STATED GOAL ▸
Copy out every line in which the string "React" occurs.

※

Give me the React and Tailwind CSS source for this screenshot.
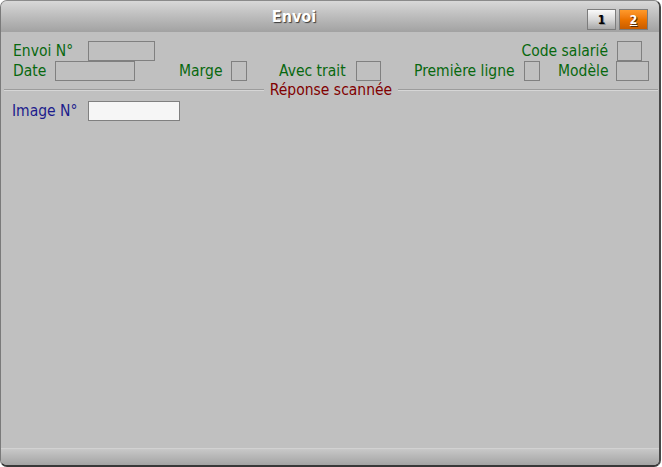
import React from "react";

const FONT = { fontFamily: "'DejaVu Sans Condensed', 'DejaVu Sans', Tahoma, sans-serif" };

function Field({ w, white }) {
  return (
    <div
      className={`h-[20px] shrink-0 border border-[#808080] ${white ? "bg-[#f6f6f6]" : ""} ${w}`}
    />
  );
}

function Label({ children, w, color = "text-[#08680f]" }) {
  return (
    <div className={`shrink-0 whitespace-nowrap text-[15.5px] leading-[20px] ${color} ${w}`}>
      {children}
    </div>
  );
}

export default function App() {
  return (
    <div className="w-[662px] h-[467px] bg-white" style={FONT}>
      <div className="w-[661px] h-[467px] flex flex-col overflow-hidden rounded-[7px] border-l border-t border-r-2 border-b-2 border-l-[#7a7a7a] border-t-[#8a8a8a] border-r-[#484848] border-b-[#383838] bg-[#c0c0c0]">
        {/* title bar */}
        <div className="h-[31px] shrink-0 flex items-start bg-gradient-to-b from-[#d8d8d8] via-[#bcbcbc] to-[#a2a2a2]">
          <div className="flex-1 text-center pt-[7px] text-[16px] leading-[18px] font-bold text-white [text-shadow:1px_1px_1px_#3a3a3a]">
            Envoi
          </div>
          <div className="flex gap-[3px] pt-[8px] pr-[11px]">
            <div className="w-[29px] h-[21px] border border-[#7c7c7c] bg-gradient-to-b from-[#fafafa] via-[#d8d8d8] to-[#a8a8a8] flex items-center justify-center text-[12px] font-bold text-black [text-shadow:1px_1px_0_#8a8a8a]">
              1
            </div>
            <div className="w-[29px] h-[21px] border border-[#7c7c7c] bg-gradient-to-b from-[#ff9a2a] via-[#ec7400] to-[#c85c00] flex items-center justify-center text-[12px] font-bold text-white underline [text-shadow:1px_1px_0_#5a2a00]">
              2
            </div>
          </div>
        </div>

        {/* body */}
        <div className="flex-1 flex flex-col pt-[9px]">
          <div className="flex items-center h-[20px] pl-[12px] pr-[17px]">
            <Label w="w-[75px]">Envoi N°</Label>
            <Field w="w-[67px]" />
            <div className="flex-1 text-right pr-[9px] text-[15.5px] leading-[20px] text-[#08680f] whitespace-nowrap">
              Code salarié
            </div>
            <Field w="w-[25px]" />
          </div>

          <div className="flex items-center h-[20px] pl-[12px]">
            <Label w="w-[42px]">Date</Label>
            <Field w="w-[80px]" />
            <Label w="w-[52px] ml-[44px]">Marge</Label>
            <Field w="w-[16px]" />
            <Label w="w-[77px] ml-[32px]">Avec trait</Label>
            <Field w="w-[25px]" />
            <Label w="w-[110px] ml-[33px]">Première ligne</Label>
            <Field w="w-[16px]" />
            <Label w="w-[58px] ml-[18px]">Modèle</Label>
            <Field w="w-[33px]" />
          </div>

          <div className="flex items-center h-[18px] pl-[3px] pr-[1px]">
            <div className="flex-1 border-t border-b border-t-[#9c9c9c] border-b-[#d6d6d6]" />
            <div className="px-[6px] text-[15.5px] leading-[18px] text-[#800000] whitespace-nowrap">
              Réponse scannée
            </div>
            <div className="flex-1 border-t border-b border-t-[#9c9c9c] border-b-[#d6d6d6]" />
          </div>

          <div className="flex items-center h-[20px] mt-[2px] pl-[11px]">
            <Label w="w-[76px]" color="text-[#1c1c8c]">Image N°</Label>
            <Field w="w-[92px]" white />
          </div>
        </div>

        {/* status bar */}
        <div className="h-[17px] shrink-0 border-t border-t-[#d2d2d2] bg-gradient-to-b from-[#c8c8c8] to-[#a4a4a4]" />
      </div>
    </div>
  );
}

※

EXERCISE OUTPUT ▸
Give me the React and Tailwind CSS source for this screenshot.
import React from "react";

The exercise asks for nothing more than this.